Dans l’éventail des options à la disposition des récalcitrants, il ne faut pas oublier la désobéissance civile, a par ailleurs fait valoir mardi l’avocat constitutionnaliste Julius Grey. « Je ne dis pas qu’il faut désobéir. Mais je dis que dans certains cas où c’est une question de conscience, ça peut se justifier. »
Des propos que la ministre LeBel n’a pas appréciés. Elle s’est dite grandement surprise de voir un « officier de justice » de la trempe de Julius Grey « demander la désobéissance civile ». Il serait « irresponsable » pour tout élu municipal de faire de même, a-t-elle ajouté. L’Association des municipalités de banlieue, qui regroupe quatorze villes liées de la région montréalaise, s’oppose notamment au projet de loi et prévoit une manifestation cette semaine.

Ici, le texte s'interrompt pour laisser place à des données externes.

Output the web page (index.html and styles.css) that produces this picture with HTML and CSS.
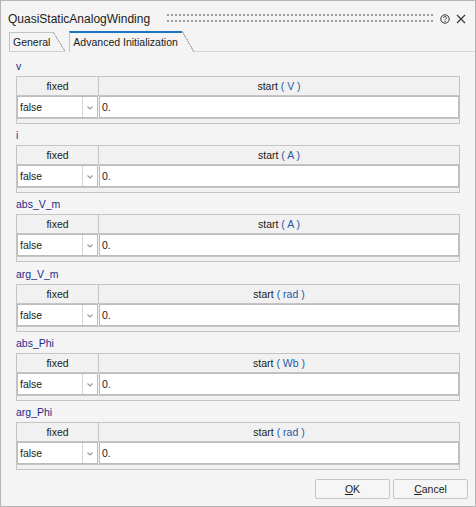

« Ils ont, dans une société démocratique, le droit de commenter le projet de loi, de faire valoir leur opinion, a argué la ministre. Là où on transgresse une certaine ligne, c’est [quand on dit] qu’on va bafouer une loi qui pourrait être légitimement adoptée par l’Assemblée nationale. Je trouve cela légèrement troublant. »
Tribunaux
Le gouvernement Legault a utilisé la disposition de dérogation pour mettre le projet de loi à l’abri des contestations judiciaires basées sur les chartes des droits et libertés. Mais certains juristes et constitutionnalistes estiment que des actions demeurent possibles — notamment autour de l’usage même du dispositif de dérogation à titre préventif. Le Comité des droits de l’homme de l’ONU pourrait aussi être saisi du dossier, soulève-t-on.

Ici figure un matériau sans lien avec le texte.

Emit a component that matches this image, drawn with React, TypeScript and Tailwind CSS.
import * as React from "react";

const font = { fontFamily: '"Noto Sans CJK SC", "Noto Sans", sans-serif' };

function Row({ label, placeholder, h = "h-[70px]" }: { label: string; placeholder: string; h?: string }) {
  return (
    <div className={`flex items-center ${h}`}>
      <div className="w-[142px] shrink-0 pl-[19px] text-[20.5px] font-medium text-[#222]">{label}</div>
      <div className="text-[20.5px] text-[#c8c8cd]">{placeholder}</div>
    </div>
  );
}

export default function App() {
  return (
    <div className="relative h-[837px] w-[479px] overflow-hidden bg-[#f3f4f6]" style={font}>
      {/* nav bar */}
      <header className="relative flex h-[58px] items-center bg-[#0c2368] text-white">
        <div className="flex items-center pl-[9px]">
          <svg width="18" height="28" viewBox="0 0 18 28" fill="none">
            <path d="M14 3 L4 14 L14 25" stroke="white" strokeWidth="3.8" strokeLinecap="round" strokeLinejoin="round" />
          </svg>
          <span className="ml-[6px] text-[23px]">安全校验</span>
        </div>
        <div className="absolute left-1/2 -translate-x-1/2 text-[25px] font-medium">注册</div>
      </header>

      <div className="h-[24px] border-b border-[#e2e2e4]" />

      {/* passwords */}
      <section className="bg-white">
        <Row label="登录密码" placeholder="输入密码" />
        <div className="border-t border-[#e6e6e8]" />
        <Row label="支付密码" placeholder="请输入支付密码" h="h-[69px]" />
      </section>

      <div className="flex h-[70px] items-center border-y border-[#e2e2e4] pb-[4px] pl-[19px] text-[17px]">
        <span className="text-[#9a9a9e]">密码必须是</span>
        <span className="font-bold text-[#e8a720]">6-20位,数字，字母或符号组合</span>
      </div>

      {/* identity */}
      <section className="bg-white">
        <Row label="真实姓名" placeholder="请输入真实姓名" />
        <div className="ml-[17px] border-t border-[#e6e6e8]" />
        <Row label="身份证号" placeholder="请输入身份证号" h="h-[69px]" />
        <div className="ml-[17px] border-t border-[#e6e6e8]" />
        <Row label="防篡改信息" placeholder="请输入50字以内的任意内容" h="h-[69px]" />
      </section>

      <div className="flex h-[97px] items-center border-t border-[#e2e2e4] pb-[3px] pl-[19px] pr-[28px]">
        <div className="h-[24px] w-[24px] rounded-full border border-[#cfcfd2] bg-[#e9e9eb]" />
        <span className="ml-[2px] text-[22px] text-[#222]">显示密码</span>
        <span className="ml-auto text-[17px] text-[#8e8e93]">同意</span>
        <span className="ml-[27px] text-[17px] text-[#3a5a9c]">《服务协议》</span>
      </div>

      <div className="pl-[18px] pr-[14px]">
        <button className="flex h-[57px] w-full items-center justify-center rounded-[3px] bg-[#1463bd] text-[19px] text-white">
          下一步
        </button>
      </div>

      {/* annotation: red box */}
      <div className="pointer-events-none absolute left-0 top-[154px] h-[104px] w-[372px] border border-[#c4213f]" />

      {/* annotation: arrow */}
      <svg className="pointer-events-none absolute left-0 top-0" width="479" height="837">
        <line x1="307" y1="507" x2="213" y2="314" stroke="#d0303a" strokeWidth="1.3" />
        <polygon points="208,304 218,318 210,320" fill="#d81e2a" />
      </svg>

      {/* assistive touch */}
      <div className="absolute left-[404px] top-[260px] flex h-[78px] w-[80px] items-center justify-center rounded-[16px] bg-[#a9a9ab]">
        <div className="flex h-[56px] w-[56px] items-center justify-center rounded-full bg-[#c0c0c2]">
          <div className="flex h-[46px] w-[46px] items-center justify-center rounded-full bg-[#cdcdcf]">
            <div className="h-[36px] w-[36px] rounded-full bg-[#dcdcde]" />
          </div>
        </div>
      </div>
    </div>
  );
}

Amnistie internationale Canada francophone, qui avait demandé vendredi avec six autres groupes le retrait du projet de loi, analyse présentement celui-ci « avec des avocats amis ». Et « très probablement que ça va déboucher sur une action juridique », selon la porte-parole Anne Sainte-Marie.
Julius Grey estime pour sa part que les Nations unies représentent probablement la meilleure chance des opposants… encore que toute décision soit alors non contraignante. Lui-même y avait plaidé il y a trente ans, à l’encontre de la loi 178 sur l’affichage unilingue. « Le contexte est semblable, pense-t-il, même si la Charte de la langue française était un enjeu plus grand » que les questions soulevées par le projet de loi sur la laïcité.
Ottawa
À Ottawa, le ministre de la Justice, David Lametti, a évité de se mouiller dans ce dossier. « Nous sommes le parti de la Charte [des droits et libertés], a-t-il affirmé. On y croit fermement et on va examiner les options. Mais on va respirer par le nez et on va le faire avec calme. »
Or, en coulisses, on indique que le gouvernement Trudeau n’a pas l’intention d’intervenir dans le débat, ni même de piloter une éventuelle contestation judiciaire. Une source libérale note qu’il n’existe qu’un seul précédent de contestation par le fédéral d’une loi provinciale en première instance — outre des cas de séparation des pouvoirs.
D’ailleurs, souligne-t-on, Ottawa n’était pas intervenu dans la contestation judiciaire de la précédente loi québécoise sur la neutralité religieuse, déposée par les libéraux de Philippe Couillard. « On a un programme de contestation judiciaire qui offre du financement, mais c’est complètement indépendant. Ce n’est pas nous qui décidons quel dossier devrait être financé. »
Les élus libéraux fédéraux ont par ailleurs reçu des lignes directrices pour les aider à affronter les questions des médias et des citoyens sur le sujet. Les répliques reprennent entre autres des propos passés de Justin Trudeau voulant que la Charte protège tous les droits des Canadiens et que l’État n’ait pas à dire aux citoyens comment s’habiller.